Does Your Olive Branch Have Thorns In It?
I am sure all of us remember from the time we were small being told to tell someone we were sorry if we did something wrong. And, of course, that training carries over into adulthood. And I am also pretty sure that most of us have been the recipients of apologies that were not quite real. I call these “apologies with thorns”.You know, the kind of apologies that leave a sting.
image from www.soxfirst.com
I think it is important to extend the olive branch when there is something gone wrong between people and most people will apologize sincerely but there are always some who will hand you a bouquet of roses filled with those razor-sharp thorns like hedge roses have. You know, the kind where the roses look beautiful until you stick your hand in and then those backwards thorns grab you. And those kinds of apologizes will rip you where no one can see. Do your apologies have thorns?

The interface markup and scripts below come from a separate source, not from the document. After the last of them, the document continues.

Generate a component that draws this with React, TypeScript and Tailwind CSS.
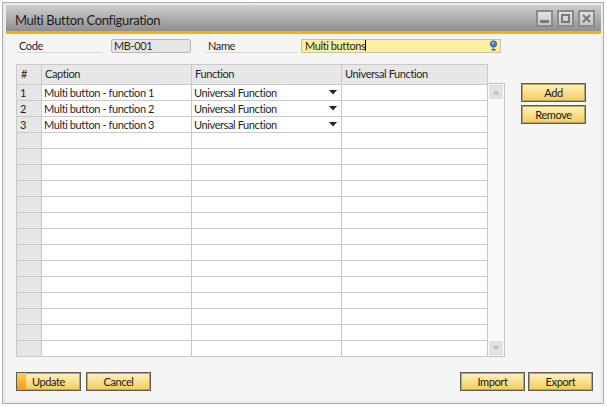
import React from "react";

const data = [
  ["1", "Multi button - function 1", "Universal Function"],
  ["2", "Multi button - function 2", "Universal Function"],
  ["3", "Multi button - function 3", "Universal Function"],
];

function Btn({ label, accent }: { label: string; accent?: boolean }) {
  return (
    <div className="relative w-[65px] h-[19px] border border-[#5c5c5c] bg-gradient-to-b from-[#fdf1bd] to-[#f3cd55] flex items-center justify-center shadow-[inset_0_0_0_1px_#b8a565]">
      {accent && (
        <div className="absolute left-0 top-0 bottom-0 w-[9px] bg-gradient-to-b from-[#fdd04a] to-[#f39a1a]" />
      )}
      <span className="relative text-[11px] leading-none text-[#1a1a1a]">{label}</span>
    </div>
  );
}

function Arrow() {
  return (
    <svg width="8" height="5" viewBox="0 0 8 5" className="block">
      <path d="M0 0 H8 L4 4.5 Z" fill="#222" />
    </svg>
  );
}

function Globe() {
  return (
    <svg width="9" height="11" viewBox="0 0 9 11" className="block">
      <circle cx="4.5" cy="4" r="3.2" fill="#3f7cc4" stroke="#2a5a99" strokeWidth="0.6" />
      <path d="M3 2.6 C3.8 2 5 2.2 5.6 3 C5 3.8 4 3.4 3.4 4.2 Z" fill="#bfe0ff" />
      <path d="M1.2 4.8 A3.6 3.6 0 0 0 7.8 4.8" fill="none" stroke="#5a6f88" strokeWidth="0.8" />
      <rect x="4" y="7.6" width="1" height="1.6" fill="#5a6f88" />
      <rect x="2.3" y="9.2" width="4.4" height="1.2" fill="#2a4f80" />
    </svg>
  );
}

export default function App() {
  const rows = Array.from({ length: 17 }, (_, i) => data[i] ?? null);
  return (
    <div className="w-[607px] h-[407px] bg-white font-['Lato',sans-serif] text-[11px] tracking-[-0.4px] text-[#1f1f1f] overflow-hidden">
      <div className="ml-[2px] mt-[2px] w-[602px] h-[402px] border border-[#acacac] bg-[#ebebeb] pt-[2px] pl-[3px] pr-[2px] pb-[2px] flex flex-col">
        {/* Title bar */}
        <div className="h-[26px] flex-none bg-gradient-to-b from-[#d0d0d0] to-[#8f8f8f] flex items-start">
          <div className="pl-[9px] pt-[7px] text-[13px] leading-[16px] tracking-[-0.35px] text-[#1c1c1c]">Multi Button Configuration</div>
          <div className="ml-auto mr-[6px] mt-[5px] flex gap-[4px]">
            <div className="w-[17px] h-[17px] border-[2px] border-[#8a8a8a] bg-gradient-to-b from-[#e2e2e2] to-[#c4c4c4] flex items-end justify-center pb-[2px]">
              <div className="w-[9px] h-[3px] bg-[#7a7a7a]" />
            </div>
            <div className="w-[17px] h-[17px] border-[2px] border-[#8a8a8a] bg-gradient-to-b from-[#e2e2e2] to-[#c4c4c4] flex items-center justify-center">
              <div className="w-[9px] h-[9px] border-[2px] border-[#7a7a7a]" />
            </div>
            <div className="w-[17px] h-[17px] border-[2px] border-[#8a8a8a] bg-gradient-to-b from-[#e2e2e2] to-[#c4c4c4] flex items-center justify-center">
              <svg width="9" height="9" viewBox="0 0 9 9" className="block">
                <path d="M1 1 L8 8 M8 1 L1 8" stroke="#757575" strokeWidth="2" />
              </svg>
            </div>
          </div>
        </div>
        <div className="h-[3px] flex-none bg-[#f7b200]" />

        {/* Content */}
        <div className="flex-1 bg-[#f5f5f5] pl-[10px] pr-[8px] pt-[5px] pb-[10px] flex flex-col">
          {/* Form row */}
          <div className="flex items-start h-[14px]">
            <div className="w-[87px] h-[14px] border-b border-[#d9d9d9] pl-[3px] leading-[14px]">Code</div>
            <div className="ml-[8px] w-[80px] h-[14px] bg-[#e6e6e6] border border-[#b9b9b9] rounded-[2px] pl-[2px] leading-[12px]">MB-001</div>
            <div className="ml-[14px] w-[93px] h-[14px] border-b border-[#d9d9d9] pl-[3px] leading-[14px]">Name</div>
            <div className="ml-[3px] w-[200px] h-[14px] bg-[#fdeea1] border border-[#c9c39a] pl-[3px] leading-[12px] flex items-start">
              <span>Multi buttons</span>
              <span className="w-px h-[11px] bg-black" />
              <span className="ml-auto mr-[2px]"><Globe /></span>
            </div>
          </div>

          {/* Grid + side buttons */}
          <div className="mt-[11px] flex items-start">
            <div className="w-[472px] border-l border-t border-[#c9c9c9] bg-white">
              <div className="flex h-[20px] bg-[#e7e7e7]">
                <div className="w-[25px] border-r border-b border-[#c9c9c9] pl-[4px] leading-[18px]">#</div>
                <div className="w-[150px] border-r border-b border-[#c9c9c9] pl-[3px] leading-[18px]">Caption</div>
                <div className="w-[150px] border-r border-b border-[#c9c9c9] pl-[3px] leading-[18px]">Function</div>
                <div className="w-[146px] border-r border-b border-[#c9c9c9] pl-[3px] leading-[18px]">Universal Function</div>
              </div>
              {rows.map((r, i) => (
                <div key={i} className="flex h-[16px]">
                  <div className="w-[25px] bg-[#e6e6e6] border-r border-b border-[#c9c9c9] pl-[3px] leading-[15px]">{r ? r[0] : ""}</div>
                  <div className="w-[150px] border-r border-b border-[#c9c9c9] pl-[2px] leading-[15px]">{r ? r[1] : ""}</div>
                  <div className="w-[150px] border-r border-b border-[#c9c9c9] pl-[2px] pr-[4px] leading-[15px] flex items-start">
                    {r && (
                      <>
                        <span>{r[2]}</span>
                        <span className="ml-auto mt-[5px]"><Arrow /></span>
                      </>
                    )}
                  </div>
                  <div className="w-[146px] border-r border-b border-[#c9c9c9]" />
                </div>
              ))}
            </div>
            {/* Scrollbar */}
            <div className="mt-[19px] w-[17px] h-[274px] border-t border-r border-b border-[#c4c4c4] bg-[#f9f9f9] flex flex-col justify-between p-[1px]">
              <div className="w-[14px] h-[14px] bg-[#e3e3e3] flex items-center justify-center">
                <svg width="8" height="5" viewBox="0 0 8 5" className="block"><path d="M0 4.5 H8 L4 0 Z" fill="#c2c2c2" /></svg>
              </div>
              <div className="w-[14px] h-[14px] bg-[#e3e3e3] flex items-center justify-center">
                <svg width="8" height="5" viewBox="0 0 8 5" className="block"><path d="M0 0 H8 L4 4.5 Z" fill="#c2c2c2" /></svg>
              </div>
            </div>
            <div className="ml-[16px] mt-[19px] flex flex-col gap-[3px]">
              <Btn label="Add" />
              <Btn label="Remove" />
            </div>
          </div>

          {/* Bottom buttons */}
          <div className="mt-auto flex items-center">
            <Btn label="Update" accent />
            <div className="ml-[5px]"><Btn label="Cancel" /></div>
            <div className="ml-auto"><Btn label="Import" /></div>
            <div className="ml-[3px]"><Btn label="Export" /></div>
          </div>
        </div>
      </div>
    </div>
  );
}
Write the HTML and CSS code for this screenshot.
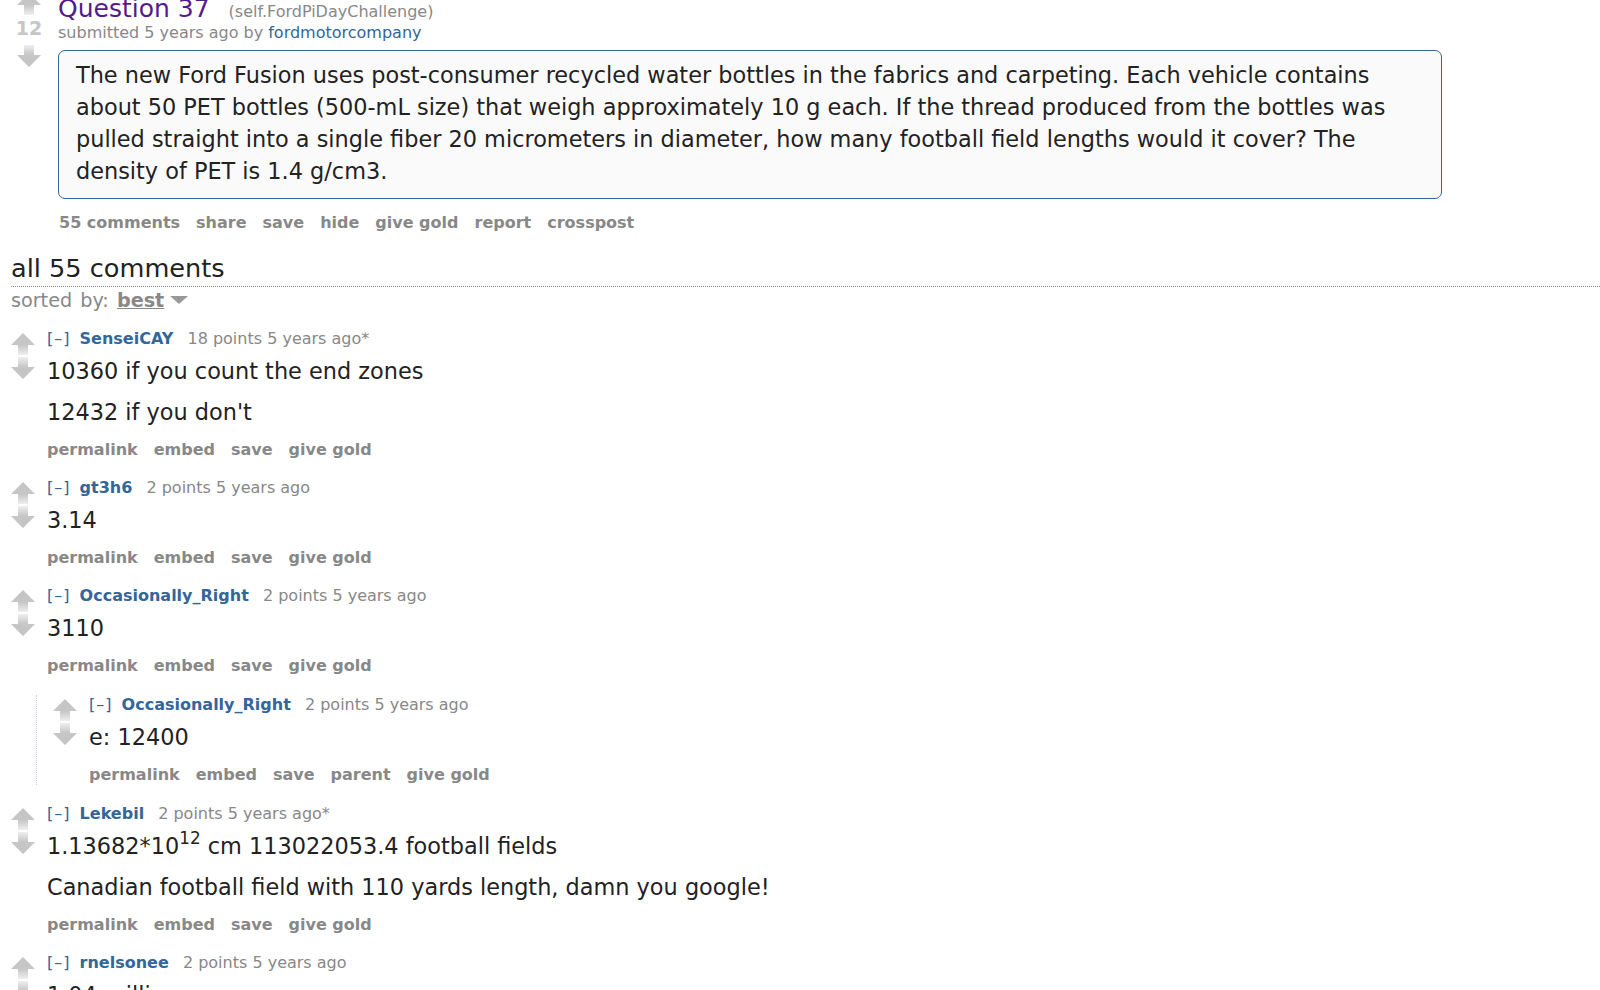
FILE: index.html
```html
<!DOCTYPE html>
<html>
  <head>
    <meta charset="UTF-8">
    <title>Question 37 : FordPiDayChallenge</title>
    <link rel="stylesheet" href="styles.css">
  </head>
  <body>
    <svg class="defs" width="0" height="0">
      <defs>
        <linearGradient id="fade_up" x1="0" y1="0" x2="0" y2="1">
          <stop offset="0" stop-color="#c4c4c4"/>
          <stop offset="0.55" stop-color="#c6c6c6"/>
          <stop offset="1" stop-color="#efefef"/>
        </linearGradient>
        <linearGradient id="fade_down" x1="0" y1="0" x2="0" y2="1">
          <stop offset="0" stop-color="#efefef"/>
          <stop offset="0.45" stop-color="#c6c6c6"/>
          <stop offset="1" stop-color="#c4c4c4"/>
        </linearGradient>
        <symbol id="arrow_up" viewBox="0 0 24 22">
          <path d="M12 0 L24 12 L17 12 L17 22 L7 22 L7 12 L0 12 Z" fill="url(#fade_up)"/>
        </symbol>
        <symbol id="arrow_down" viewBox="0 0 24 22">
          <path d="M7 0 L17 0 L17 10 L24 10 L12 22 L0 10 L7 10 Z" fill="url(#fade_down)"/>
        </symbol>
      </defs>
    </svg>

    <div class="content">
      <!-- 投稿 -->
      <div class="thing link">
        <div class="midcol">
          <svg class="arrow"><use href="#arrow_up"/></svg>
          <div class="score">12</div>
          <svg class="arrow down"><use href="#arrow_down"/></svg>
        </div>
        <div class="entry">
          <p class="title"><a class="title_link" href="#">Question 37</a><span class="domain">(self.FordPiDayChallenge)</span></p>
          <p class="tagline">submitted 5 years ago by <a class="user" href="#">fordmotorcompany</a></p>
          <div class="expando">
            <div class="md">
              <p>The new Ford Fusion uses post-consumer recycled water bottles in the fabrics and carpeting. Each vehicle contains about 50 PET bottles (500-mL size) that weigh approximately 10 g each. If the thread produced from the bottles was pulled straight into a single fiber 20 micrometers in diameter, how many football field lengths would it cover? The density of PET is 1.4 g/cm3.</p>
            </div>
          </div>
          <ul class="buttons">
            <li><a href="#">55 comments</a></li>
            <li><a href="#">share</a></li>
            <li><a href="#">save</a></li>
            <li><a href="#">hide</a></li>
            <li><a href="#">give gold</a></li>
            <li><a href="#">report</a></li>
            <li><a href="#">crosspost</a></li>
          </ul>
        </div>
      </div>

      <!-- コメント -->
      <div class="commentarea">
        <div class="panestack_title">all 55 comments</div>
        <div class="menuarea">sorted by: <a class="selected" href="#">best</a><span class="droparrow"></span></div>

        <div class="sitetable">
          <div class="comment">
            <div class="row">
              <div class="midcol">
                <svg class="arrow"><use href="#arrow_up"/></svg>
                <svg class="arrow"><use href="#arrow_down"/></svg>
              </div>
              <div class="entry">
                <p class="tagline"><a class="expand" href="#">[–]</a> <a class="author" href="#">SenseiCAY</a> 18 points 5 years ago*</p>
                <div class="usertext_body md">
                  <p>10360 if you count the end zones</p>
                  <p>12432 if you don't</p>
                </div>
                <ul class="buttons">
                  <li><a href="#">permalink</a></li>
                  <li><a href="#">embed</a></li>
                  <li><a href="#">save</a></li>
                  <li><a href="#">give gold</a></li>
                </ul>
              </div>
            </div>
          </div>

          <div class="comment">
            <div class="row">
              <div class="midcol">
                <svg class="arrow"><use href="#arrow_up"/></svg>
                <svg class="arrow"><use href="#arrow_down"/></svg>
              </div>
              <div class="entry">
                <p class="tagline"><a class="expand" href="#">[–]</a> <a class="author" href="#">gt3h6</a> 2 points 5 years ago</p>
                <div class="usertext_body md">
                  <p>3.14</p>
                </div>
                <ul class="buttons">
                  <li><a href="#">permalink</a></li>
                  <li><a href="#">embed</a></li>
                  <li><a href="#">save</a></li>
                  <li><a href="#">give gold</a></li>
                </ul>
              </div>
            </div>
          </div>

          <div class="comment has_child">
            <div class="row">
              <div class="midcol">
                <svg class="arrow"><use href="#arrow_up"/></svg>
                <svg class="arrow"><use href="#arrow_down"/></svg>
              </div>
              <div class="entry">
                <p class="tagline"><a class="expand" href="#">[–]</a> <a class="author" href="#">Occasionally_Right</a> 2 points 5 years ago</p>
                <div class="usertext_body md">
                  <p>3110</p>
                </div>
                <ul class="buttons">
                  <li><a href="#">permalink</a></li>
                  <li><a href="#">embed</a></li>
                  <li><a href="#">save</a></li>
                  <li><a href="#">give gold</a></li>
                </ul>
              </div>
            </div>
            <div class="child">
              <div class="comment">
                <div class="row">
                  <div class="midcol">
                    <svg class="arrow"><use href="#arrow_up"/></svg>
                    <svg class="arrow"><use href="#arrow_down"/></svg>
                  </div>
                  <div class="entry">
                    <p class="tagline"><a class="expand" href="#">[–]</a> <a class="author" href="#">Occasionally_Right</a> 2 points 5 years ago</p>
                    <div class="usertext_body md">
                      <p>e: 12400</p>
                    </div>
                    <ul class="buttons">
                      <li><a href="#">permalink</a></li>
                      <li><a href="#">embed</a></li>
                      <li><a href="#">save</a></li>
                      <li><a href="#">parent</a></li>
                      <li><a href="#">give gold</a></li>
                    </ul>
                  </div>
                </div>
              </div>
            </div>
          </div>

          <div class="comment">
            <div class="row">
              <div class="midcol">
                <svg class="arrow"><use href="#arrow_up"/></svg>
                <svg class="arrow"><use href="#arrow_down"/></svg>
              </div>
              <div class="entry">
                <p class="tagline"><a class="expand" href="#">[–]</a> <a class="author" href="#">Lekebil</a> 2 points 5 years ago*</p>
                <div class="usertext_body md">
                  <p>1.13682*10<sup>12</sup> cm 113022053.4 football fields</p>
                  <p>Canadian football field with 110 yards length, damn you google!</p>
                </div>
                <ul class="buttons">
                  <li><a href="#">permalink</a></li>
                  <li><a href="#">embed</a></li>
                  <li><a href="#">save</a></li>
                  <li><a href="#">give gold</a></li>
                </ul>
              </div>
            </div>
          </div>

          <div class="comment">
            <div class="row">
              <div class="midcol">
                <svg class="arrow"><use href="#arrow_up"/></svg>
                <svg class="arrow"><use href="#arrow_down"/></svg>
              </div>
              <div class="entry">
                <p class="tagline"><a class="expand" href="#">[–]</a> <a class="author" href="#">rnelsonee</a> 2 points 5 years ago</p>
                <div class="usertext_body md">
                  <p>1.04 million</p>
                </div>
              </div>
            </div>
          </div>
        </div>
      </div>
    </div>
  </body>
</html>
```

FILE: styles.css
```css
body
{
  margin: 0;
  padding: 0 0 0 11px;
  font-family: "DejaVu Sans", Verdana, sans-serif;
  color: #222;
  background: #fff;
  overflow: hidden;
}
a
{
  text-decoration: none;
}
p
{
  margin: 0;
}
.defs
{
  position: absolute; /* 定義だけなので場所をとらない */
}
.content
{
  margin-top: -7px; /* 少しスクロールした状態 */
}

/* 投稿 */
.link
{
  display: flex;
}
.link .midcol
{
  width: 28px;
  margin-left: 4px;
  display: flex;
  flex-direction: column;
  align-items: center;
}
.arrow
{
  display: block;
  width: 24px;
  height: 22px;
}
.score
{
  margin-top: 2px;
  font-size: 19px;
  line-height: 22px;
  font-weight: bold;
  color: #c6c6c6;
}
.link .arrow.down
{
  margin-top: 6px;
}
.link .entry
{
  margin-left: 15px;
  margin-top: 2px;
}
.title
{
  font-size: 25px;
  line-height: 28px;
}
.title_link
{
  color: #551a8b;
}
.domain
{
  margin-left: 19px;
  font-size: 16px;
  line-height: 16px;
  color: #888;
}
.tagline
{
  font-size: 16px;
  line-height: 20px;
  color: #888;
}
.user
{
  color: #369;
}
.expando
{
  margin-top: 7px;
  width: 1384px;
  box-sizing: border-box;
  border: 1px solid #369;
  border-radius: 7px;
  background: #fafafa;
  padding: 8px 8px 11px 17px;
}
.md p
{
  font-size: 22.4px;
  line-height: 32px;
  color: #222;
}
.buttons
{
  list-style: none;
  margin: 0;
  padding: 0;
  display: flex;
  gap: 16px;
  font-size: 16px;
  line-height: 20px;
  font-weight: bold;
}
.buttons a
{
  color: #888;
}
.link .buttons
{
  margin-top: 14px;
  padding-left: 1px;
}

/* コメント欄 */
.panestack_title
{
  margin-top: 20px;
  padding-bottom: 3px;
  border-bottom: 1px dotted #888;
  font-size: 25.6px;
  line-height: 30px;
  color: #222;
}
.menuarea
{
  margin-top: 3px;
  font-size: 19.2px;
  line-height: 22px;
  color: #888;
  word-spacing: 2px;
}
.menuarea .selected
{
  color: #888;
  font-weight: bold;
  text-decoration: underline;
}
.droparrow
{
  display: inline-block;
  margin-left: 6px;
  border-left: 9px solid transparent;
  border-right: 9px solid transparent;
  border-top: 8px solid #999;
  vertical-align: 3px;
}
.sitetable
{
  margin-top: 17px;
}
.comment
{
  margin-bottom: 18px;
}
.comment.has_child
{
  margin-bottom: 19px;
}
.comment .row
{
  display: flex;
}
.comment .midcol
{
  width: 24px;
  padding-top: 4px;
  display: flex;
  flex-direction: column;
  gap: 2px;
}
.comment .entry
{
  margin-left: 12px;
}
.expand
{
  color: #369;
  letter-spacing: 1px;
  margin-right: 4px;
}
.author
{
  color: #369;
  font-weight: bold;
  margin-right: 9px;
}
.usertext_body
{
  margin-top: 7px;
}
.comment .md p
{
  line-height: 30px;
  margin-bottom: 11px;
}
.comment .md p:last-child
{
  margin-bottom: 0;
}
.md sup
{
  font-size: 0.75em;
  line-height: 0;
  vertical-align: 0.6em;
}
.comment .buttons
{
  margin-top: 13px;
}
.child
{
  margin-top: 19px;
  margin-left: 25px;
  padding-left: 16px;
  border-left: 1px dotted #c8c8f0;
}
```
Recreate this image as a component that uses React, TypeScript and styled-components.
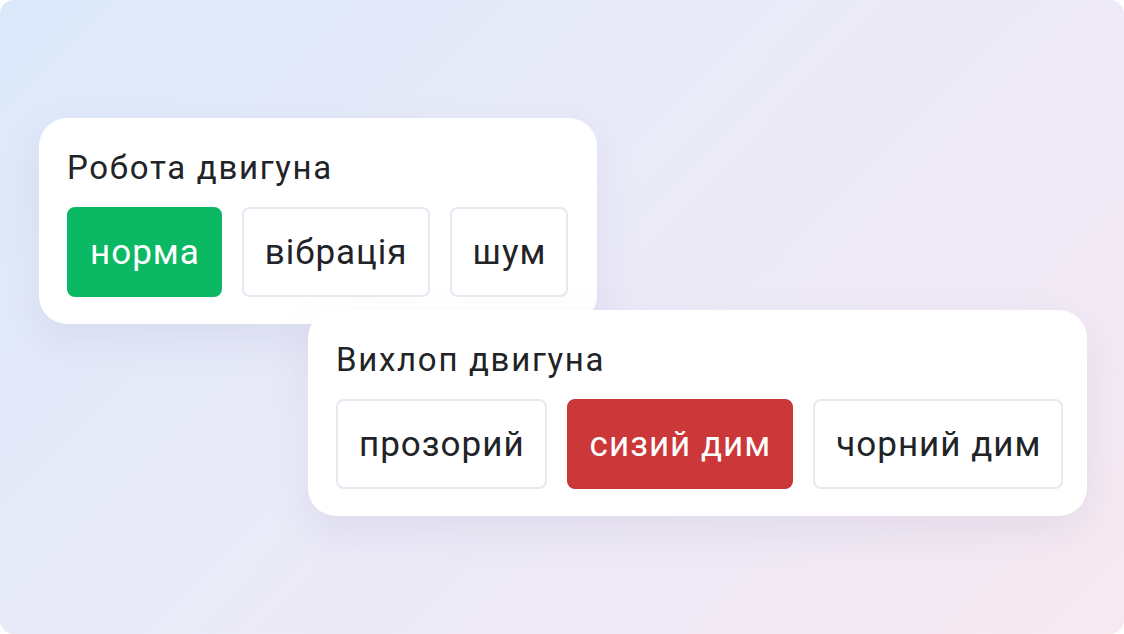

One kind of apology is the one where the person says “I’m sorry, BUT if…” This means the person is saying they are sorry but something or someone else is to blame. They do the apology ritual but do not want to admit they were wrong. I am sure you remember the kind. They go like this: ”I am sorry but if I had not been working such long hours, I might not have been so sharp.” Or, “I am sorry, but if you had not said such and such, I might not have gotten so angry.” I hate these as these are comments abusers use a lot too. A person can not make right what they will not admit is wrong. These apologies I just smile and say thank you and move on.
Another kind of apology is the one said in that tone of voice that means they are not really sorry at all. You know the “I’M SOR…RY!!!” or “Well, EXCU UU SE me!” said with all the sarcasm they can muster. These are the ones where we want to go “OKAY!” in the same tone of voice, but we do not. Well, at least not out loud. These are the apologies that we really must ignore and not react to for that is what they want us to do.
Both of the above have obvious thorns in the apology, but the worst kind of apology to me is the one where the person apologizes but makes comments after intended to hurt the other person. This is the olive branch with thorns that leaves behind a wound that bleeds, just like a rose thorn does. It is sweetened with honey on one side but the thorns are razor-sharp on the other. To me, this is the lowest form of apology.
An example is when someone apologizes for something they did but then adds a comment to it. For example: “I am so sorry I hurt your feelings. You know dear, you really need to go to the hair dresser. Your hair really needs fixing.” (of course said in a tone of voice that I call nice/nasty). And such comment is said, knowing full well you just had your hair fixed that day. I am using such a simple example, but I am sure you all know what I am talking about. It is the back hand of apologies. And these people usually go for something personal to be nice/nasty about such as looks, how you write, your spelling, your children or anything they know that will hit home.
So, what do you do when someone gives you an olive branch with thorns? There are times I want to hand the thorns back with a few comments of my own, but that is not what the Creator would want us to do. I learned over time that I must be accountable for me and so I must make sure that what I say and do is honest, kind and authentic. And so, the first thing I do before I go on is forgive them. The second thing I do is answer them in a kind voice without any evidence that they hurt or upset me. It takes a life time to create a good reputation and only a few minutes to destroy that reputation. And I do not want to do that. I want to be as much like Christ as I can be and that means being kind and treating others with love. I have actually come to the point in my life where I feel sorry for these people because only hurting people hurt others and so I am able to see that they are people in some kind of pain striking out. So, I just forgive and forget about it.
Believe me please when I say returning tit for tat never brings the pleasure you and satisfaction that we sometimes think it might. Being the gracious person to someone who is handing you a bouquet of roses with sharp thorns wins every time. Always make your apologies sincere and from your heart for it shows we are truly sorry for hurting someone. I have had people in my life who just could not or would not say they were wrong or say they were sorry. This is so sad to me for it is them that carries the burden because I forgive them right away and do not hold on to it.
The one thing I do know is that I would rather receive the olive branch with thorns than give it. Giving the olive branch with thorns is being a person deliberately trying to hurt someone. We can not do anything about how others act but we can do something about how we react to things people say or do. The only person we are in charge of is ourselves. And those handing out olive branches with thorns want a reaction. They want to know they jabbed you. Not reacting is the best thing to so. If you have to react, try reacting with humor or kindness for then you are not giving them their fix. Remember my blog about leveling? This is leveling at the highest. People who apologize with thorns are miserable and want to bring you down to the level of miserable too. Do not let them do it. Reverse it and try to level them up.